• _To be done_
State how many lines of the data contain the word "styles", and write nothing besides the number.

• _Data excerpt_
========================================
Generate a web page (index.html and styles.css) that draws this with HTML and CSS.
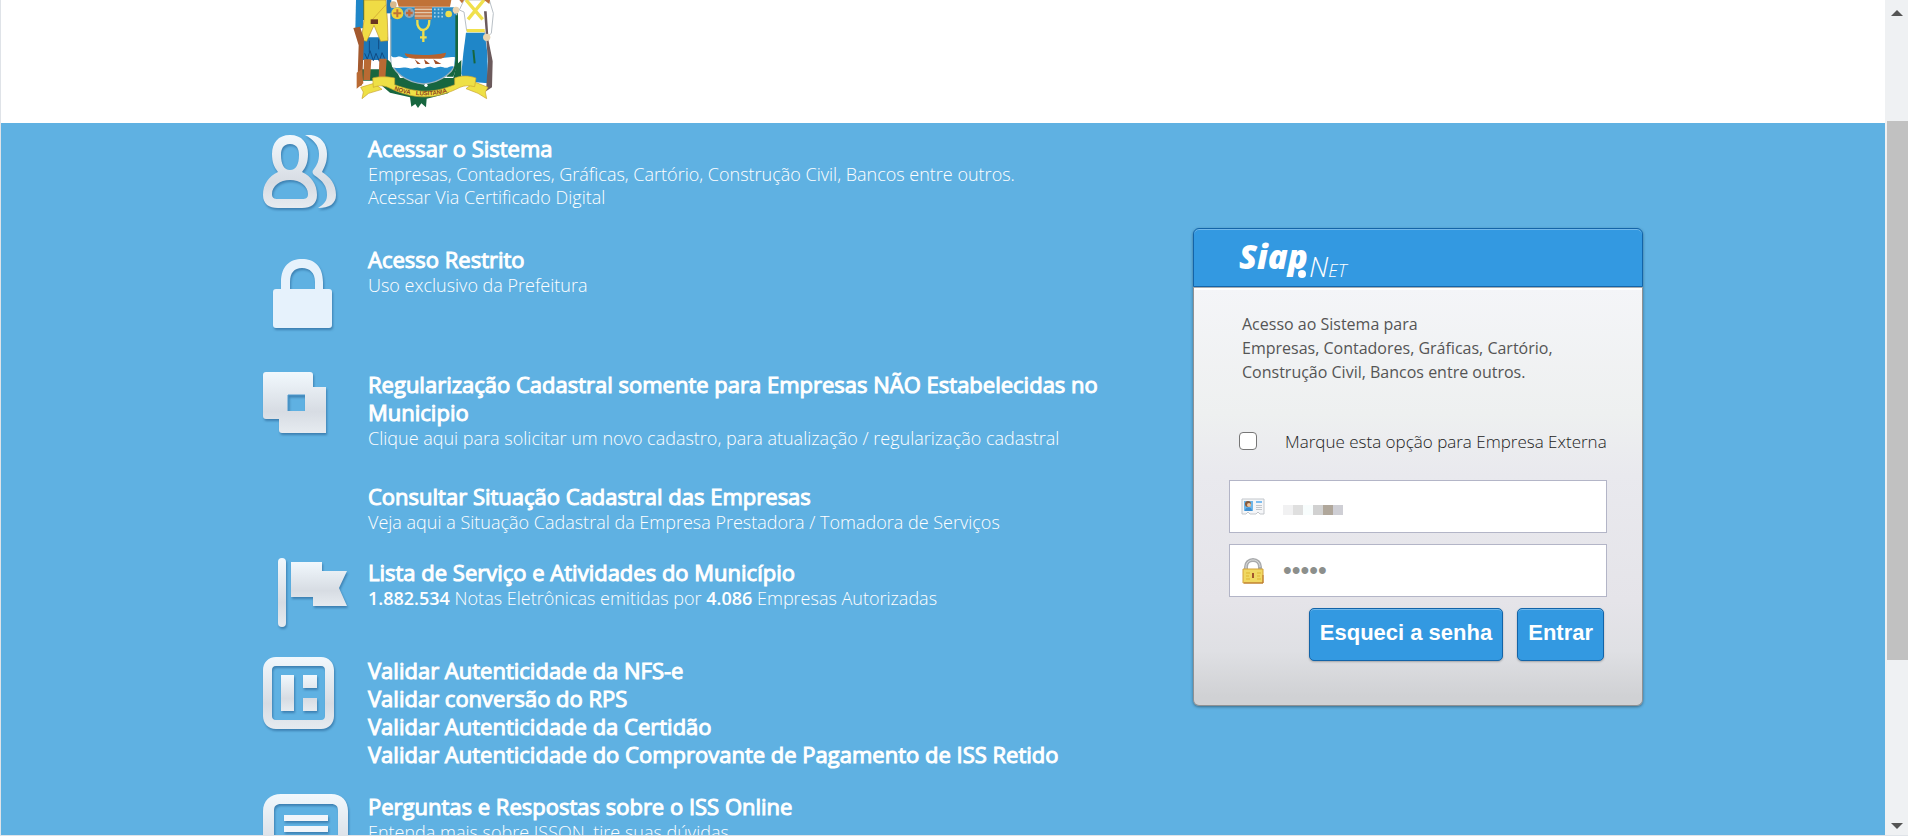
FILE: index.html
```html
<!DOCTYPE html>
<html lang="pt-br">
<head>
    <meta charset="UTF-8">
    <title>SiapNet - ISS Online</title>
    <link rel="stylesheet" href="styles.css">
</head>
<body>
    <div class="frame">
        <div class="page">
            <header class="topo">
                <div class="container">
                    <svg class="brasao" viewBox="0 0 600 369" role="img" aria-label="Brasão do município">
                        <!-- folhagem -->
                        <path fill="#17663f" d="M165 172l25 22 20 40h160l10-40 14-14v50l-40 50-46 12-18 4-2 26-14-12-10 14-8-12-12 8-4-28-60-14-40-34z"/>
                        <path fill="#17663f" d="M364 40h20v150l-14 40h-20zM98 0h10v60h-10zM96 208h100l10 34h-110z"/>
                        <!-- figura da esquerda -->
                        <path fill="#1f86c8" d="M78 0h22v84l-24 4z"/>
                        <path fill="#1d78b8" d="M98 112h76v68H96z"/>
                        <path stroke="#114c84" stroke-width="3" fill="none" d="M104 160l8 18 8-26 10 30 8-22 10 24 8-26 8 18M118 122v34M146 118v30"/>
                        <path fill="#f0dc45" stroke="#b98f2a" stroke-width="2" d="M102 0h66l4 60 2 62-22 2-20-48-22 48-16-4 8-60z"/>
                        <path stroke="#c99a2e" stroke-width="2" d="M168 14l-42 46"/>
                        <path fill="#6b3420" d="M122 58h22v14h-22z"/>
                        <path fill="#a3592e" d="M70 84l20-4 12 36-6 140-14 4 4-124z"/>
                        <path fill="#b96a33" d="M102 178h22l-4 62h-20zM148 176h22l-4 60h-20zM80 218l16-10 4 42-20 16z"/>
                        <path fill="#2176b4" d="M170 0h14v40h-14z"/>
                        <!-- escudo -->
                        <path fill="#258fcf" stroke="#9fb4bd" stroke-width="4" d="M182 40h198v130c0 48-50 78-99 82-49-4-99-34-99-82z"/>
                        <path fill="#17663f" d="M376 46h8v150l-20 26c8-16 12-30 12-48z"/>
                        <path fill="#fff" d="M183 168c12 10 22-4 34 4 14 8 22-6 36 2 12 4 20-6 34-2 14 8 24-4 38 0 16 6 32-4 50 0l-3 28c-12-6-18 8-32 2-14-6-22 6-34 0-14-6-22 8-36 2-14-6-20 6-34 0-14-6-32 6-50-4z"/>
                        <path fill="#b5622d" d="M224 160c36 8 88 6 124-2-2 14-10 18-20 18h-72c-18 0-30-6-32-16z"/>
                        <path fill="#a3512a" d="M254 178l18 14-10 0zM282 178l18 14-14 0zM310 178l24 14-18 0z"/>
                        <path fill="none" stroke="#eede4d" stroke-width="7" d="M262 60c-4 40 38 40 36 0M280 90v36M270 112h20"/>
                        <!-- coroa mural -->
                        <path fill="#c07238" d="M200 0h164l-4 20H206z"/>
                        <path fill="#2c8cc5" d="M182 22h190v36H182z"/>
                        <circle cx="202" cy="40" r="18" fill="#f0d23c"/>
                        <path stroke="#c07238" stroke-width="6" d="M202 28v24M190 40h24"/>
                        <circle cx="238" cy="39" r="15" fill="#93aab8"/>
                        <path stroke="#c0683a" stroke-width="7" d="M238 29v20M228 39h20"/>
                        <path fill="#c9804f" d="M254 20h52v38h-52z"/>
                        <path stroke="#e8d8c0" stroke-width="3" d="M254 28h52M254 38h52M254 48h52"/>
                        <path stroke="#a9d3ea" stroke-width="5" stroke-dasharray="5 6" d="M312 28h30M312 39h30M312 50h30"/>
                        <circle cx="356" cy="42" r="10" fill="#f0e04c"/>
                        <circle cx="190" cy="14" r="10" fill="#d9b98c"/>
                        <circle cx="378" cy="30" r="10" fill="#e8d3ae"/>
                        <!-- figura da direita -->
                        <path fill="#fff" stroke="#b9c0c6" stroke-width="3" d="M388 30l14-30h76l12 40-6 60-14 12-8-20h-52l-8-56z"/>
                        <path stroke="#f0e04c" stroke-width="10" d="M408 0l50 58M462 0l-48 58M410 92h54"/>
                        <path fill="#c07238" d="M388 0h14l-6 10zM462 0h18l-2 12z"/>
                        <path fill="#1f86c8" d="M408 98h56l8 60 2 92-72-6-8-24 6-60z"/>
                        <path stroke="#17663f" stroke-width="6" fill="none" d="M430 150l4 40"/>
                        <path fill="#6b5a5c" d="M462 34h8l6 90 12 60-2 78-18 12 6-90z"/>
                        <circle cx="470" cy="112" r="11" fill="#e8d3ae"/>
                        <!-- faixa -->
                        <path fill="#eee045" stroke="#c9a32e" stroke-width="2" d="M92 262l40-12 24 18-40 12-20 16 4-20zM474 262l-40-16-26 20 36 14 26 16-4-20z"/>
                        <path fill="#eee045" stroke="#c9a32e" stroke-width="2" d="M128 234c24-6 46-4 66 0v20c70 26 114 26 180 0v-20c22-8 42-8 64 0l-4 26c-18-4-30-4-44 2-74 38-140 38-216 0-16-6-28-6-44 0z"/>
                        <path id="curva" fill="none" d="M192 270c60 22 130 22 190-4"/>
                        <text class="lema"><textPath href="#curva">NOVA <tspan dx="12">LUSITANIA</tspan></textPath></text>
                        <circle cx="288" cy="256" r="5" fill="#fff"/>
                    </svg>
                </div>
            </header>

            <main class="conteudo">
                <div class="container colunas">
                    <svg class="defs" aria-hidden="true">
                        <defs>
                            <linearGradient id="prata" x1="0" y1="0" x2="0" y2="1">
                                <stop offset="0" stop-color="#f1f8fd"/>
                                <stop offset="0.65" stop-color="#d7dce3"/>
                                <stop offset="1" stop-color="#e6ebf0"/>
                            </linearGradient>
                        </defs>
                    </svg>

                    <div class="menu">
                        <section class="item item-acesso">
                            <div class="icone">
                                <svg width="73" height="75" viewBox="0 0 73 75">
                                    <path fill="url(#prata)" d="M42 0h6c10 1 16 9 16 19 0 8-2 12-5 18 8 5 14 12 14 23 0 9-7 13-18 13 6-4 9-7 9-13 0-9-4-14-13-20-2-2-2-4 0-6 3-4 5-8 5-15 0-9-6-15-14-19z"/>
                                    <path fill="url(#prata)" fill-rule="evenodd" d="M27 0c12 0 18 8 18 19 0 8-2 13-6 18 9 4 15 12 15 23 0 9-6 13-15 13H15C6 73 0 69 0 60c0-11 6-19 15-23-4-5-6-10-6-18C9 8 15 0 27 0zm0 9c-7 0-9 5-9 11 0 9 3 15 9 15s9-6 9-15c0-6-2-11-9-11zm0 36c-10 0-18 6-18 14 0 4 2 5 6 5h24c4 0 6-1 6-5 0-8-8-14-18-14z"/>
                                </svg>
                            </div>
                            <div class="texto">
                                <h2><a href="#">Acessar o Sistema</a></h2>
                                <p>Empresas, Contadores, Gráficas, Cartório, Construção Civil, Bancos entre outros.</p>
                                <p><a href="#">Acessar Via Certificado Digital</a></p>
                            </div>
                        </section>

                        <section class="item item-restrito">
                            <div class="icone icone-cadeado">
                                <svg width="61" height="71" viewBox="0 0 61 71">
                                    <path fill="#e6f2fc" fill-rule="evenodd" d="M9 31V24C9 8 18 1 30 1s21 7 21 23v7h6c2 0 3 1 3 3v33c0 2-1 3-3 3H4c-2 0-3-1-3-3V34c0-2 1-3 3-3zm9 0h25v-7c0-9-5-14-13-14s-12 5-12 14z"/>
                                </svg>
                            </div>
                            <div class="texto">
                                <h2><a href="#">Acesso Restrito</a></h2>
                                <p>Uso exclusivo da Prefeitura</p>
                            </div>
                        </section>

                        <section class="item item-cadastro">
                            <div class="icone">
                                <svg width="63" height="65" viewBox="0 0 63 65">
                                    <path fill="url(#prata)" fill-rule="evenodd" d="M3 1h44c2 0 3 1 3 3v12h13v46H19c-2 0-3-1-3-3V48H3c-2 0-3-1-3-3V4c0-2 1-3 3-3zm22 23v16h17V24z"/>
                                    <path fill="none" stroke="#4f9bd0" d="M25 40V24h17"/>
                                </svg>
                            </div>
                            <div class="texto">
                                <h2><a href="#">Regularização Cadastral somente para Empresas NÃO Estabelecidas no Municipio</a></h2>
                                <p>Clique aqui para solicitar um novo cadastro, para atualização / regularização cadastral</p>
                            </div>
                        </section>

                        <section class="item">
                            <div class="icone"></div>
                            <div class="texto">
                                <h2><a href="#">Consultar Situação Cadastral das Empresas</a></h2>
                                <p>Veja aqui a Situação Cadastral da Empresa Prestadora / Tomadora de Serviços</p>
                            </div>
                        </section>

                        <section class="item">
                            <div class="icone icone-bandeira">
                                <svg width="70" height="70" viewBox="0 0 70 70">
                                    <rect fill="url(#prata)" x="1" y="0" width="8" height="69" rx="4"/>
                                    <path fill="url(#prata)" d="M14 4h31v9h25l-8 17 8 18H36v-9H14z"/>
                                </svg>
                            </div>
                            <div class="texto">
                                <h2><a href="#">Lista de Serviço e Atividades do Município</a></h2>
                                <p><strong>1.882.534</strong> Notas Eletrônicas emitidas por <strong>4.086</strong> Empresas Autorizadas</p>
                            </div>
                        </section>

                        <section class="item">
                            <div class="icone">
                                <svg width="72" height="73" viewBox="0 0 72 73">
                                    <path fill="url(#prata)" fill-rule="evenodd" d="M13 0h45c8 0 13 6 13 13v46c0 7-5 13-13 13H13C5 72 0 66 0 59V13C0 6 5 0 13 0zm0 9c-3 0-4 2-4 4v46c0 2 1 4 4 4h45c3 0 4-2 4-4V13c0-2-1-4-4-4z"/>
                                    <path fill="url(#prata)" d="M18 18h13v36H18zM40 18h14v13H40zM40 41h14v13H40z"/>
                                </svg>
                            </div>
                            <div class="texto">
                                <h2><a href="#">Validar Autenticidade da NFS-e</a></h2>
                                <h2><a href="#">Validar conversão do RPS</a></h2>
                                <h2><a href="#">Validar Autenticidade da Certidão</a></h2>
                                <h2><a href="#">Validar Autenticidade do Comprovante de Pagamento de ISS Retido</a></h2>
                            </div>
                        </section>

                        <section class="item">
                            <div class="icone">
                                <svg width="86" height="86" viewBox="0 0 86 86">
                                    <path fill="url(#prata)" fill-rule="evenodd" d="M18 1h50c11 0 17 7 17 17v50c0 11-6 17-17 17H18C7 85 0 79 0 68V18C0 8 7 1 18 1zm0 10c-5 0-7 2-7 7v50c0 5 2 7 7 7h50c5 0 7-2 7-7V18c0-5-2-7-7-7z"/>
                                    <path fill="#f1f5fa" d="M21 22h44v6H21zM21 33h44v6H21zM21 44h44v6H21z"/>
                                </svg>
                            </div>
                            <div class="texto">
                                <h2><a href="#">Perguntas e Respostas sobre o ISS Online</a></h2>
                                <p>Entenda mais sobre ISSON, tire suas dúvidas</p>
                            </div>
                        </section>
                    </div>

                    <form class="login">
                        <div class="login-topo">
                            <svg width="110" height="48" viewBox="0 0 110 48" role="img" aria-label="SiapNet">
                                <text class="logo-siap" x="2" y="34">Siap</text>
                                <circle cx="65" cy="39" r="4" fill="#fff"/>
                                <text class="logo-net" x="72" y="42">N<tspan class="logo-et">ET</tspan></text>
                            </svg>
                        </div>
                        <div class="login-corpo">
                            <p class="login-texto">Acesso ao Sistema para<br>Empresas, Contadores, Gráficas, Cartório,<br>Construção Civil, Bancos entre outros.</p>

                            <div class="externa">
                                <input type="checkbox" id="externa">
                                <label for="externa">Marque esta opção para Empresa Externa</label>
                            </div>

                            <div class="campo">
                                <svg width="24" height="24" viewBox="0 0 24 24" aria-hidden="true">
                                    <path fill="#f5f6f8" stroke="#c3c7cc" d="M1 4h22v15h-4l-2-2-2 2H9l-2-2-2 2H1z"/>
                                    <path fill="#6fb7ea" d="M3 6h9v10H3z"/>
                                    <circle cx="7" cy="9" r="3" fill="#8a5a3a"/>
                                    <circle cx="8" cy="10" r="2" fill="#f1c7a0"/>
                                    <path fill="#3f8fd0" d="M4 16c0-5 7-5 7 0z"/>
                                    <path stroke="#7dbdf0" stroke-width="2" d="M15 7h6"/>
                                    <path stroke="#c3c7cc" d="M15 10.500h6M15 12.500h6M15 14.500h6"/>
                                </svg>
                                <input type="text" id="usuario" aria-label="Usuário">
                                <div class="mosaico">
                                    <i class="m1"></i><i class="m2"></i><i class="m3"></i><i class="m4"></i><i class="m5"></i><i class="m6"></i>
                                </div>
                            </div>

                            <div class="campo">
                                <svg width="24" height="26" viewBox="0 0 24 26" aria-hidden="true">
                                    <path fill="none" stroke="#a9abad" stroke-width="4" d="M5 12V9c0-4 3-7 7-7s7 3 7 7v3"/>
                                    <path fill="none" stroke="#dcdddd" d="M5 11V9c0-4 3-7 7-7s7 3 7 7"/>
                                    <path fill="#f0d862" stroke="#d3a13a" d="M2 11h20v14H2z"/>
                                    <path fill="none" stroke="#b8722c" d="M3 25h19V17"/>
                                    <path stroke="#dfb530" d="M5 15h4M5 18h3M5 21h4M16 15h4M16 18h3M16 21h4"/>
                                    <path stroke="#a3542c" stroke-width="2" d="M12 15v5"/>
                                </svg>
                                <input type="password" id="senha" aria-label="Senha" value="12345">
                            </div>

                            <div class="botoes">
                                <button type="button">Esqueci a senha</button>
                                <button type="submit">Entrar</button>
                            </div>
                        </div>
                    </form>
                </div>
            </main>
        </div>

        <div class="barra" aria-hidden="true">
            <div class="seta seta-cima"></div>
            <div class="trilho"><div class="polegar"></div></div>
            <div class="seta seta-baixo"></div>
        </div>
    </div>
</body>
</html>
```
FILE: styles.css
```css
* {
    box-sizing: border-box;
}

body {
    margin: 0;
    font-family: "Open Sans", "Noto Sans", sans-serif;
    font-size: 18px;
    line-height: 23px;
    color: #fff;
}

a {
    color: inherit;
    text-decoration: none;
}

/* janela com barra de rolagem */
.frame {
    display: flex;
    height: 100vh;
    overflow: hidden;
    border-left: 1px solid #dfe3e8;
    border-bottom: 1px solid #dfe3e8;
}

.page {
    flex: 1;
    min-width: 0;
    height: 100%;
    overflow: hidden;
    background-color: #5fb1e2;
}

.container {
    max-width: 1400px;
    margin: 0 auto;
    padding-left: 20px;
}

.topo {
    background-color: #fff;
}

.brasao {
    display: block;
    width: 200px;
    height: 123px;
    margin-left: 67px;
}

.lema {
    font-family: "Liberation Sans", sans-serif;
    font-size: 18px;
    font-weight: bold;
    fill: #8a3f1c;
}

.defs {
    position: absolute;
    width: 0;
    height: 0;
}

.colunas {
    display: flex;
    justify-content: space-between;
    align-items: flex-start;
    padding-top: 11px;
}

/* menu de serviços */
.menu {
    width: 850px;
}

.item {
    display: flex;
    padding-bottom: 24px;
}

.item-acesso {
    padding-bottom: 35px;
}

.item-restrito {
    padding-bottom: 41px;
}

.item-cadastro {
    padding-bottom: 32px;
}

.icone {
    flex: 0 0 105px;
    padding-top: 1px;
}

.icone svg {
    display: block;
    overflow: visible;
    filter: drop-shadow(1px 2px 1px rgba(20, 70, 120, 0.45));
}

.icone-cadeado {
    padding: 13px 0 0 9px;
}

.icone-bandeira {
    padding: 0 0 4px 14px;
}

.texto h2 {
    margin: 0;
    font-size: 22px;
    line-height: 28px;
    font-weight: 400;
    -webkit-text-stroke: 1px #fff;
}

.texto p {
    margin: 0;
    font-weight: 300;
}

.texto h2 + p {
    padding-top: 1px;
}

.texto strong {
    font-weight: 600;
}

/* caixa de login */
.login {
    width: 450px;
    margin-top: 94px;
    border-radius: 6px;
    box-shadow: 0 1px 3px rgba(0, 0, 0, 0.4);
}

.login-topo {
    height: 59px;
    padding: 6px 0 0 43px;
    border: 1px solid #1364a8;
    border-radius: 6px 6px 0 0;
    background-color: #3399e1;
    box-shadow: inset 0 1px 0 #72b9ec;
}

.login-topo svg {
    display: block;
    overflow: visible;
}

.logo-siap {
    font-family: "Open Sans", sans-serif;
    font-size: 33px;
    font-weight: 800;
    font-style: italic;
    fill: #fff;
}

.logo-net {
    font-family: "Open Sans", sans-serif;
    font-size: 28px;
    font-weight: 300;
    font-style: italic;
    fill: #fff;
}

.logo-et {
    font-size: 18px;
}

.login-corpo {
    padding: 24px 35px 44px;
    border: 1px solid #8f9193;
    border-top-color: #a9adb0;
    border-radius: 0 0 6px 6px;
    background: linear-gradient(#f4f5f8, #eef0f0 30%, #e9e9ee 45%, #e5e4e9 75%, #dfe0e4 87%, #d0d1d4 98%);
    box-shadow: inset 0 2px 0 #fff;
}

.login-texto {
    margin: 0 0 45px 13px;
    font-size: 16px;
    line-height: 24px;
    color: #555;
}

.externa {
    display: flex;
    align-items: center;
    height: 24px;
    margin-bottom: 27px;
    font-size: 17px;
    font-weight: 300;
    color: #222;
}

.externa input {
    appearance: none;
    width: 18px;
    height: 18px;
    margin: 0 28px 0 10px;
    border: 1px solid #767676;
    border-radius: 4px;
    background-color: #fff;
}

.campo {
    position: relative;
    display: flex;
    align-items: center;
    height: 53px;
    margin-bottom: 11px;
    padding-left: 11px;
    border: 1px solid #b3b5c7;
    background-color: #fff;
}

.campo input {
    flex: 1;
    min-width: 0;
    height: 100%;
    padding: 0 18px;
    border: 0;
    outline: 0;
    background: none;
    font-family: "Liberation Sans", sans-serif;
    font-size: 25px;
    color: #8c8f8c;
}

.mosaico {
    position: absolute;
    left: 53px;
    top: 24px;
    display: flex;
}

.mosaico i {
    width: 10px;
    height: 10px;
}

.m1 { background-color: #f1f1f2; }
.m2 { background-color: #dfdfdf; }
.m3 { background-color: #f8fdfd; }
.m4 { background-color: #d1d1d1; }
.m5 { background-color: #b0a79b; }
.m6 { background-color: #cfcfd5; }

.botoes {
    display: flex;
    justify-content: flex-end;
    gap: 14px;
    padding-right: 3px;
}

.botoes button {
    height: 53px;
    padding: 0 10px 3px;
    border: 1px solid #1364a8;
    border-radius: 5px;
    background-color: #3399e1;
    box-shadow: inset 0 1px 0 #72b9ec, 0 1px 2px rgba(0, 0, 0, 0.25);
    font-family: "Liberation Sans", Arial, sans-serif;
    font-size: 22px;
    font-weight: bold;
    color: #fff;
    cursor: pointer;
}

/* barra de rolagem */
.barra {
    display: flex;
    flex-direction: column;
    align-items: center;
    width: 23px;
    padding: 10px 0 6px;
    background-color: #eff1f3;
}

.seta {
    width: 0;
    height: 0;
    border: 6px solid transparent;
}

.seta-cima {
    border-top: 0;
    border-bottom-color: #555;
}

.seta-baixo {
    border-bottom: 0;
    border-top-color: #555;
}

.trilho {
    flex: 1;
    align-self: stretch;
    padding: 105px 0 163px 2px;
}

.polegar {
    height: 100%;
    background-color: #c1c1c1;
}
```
========================================
• _Completed task_
3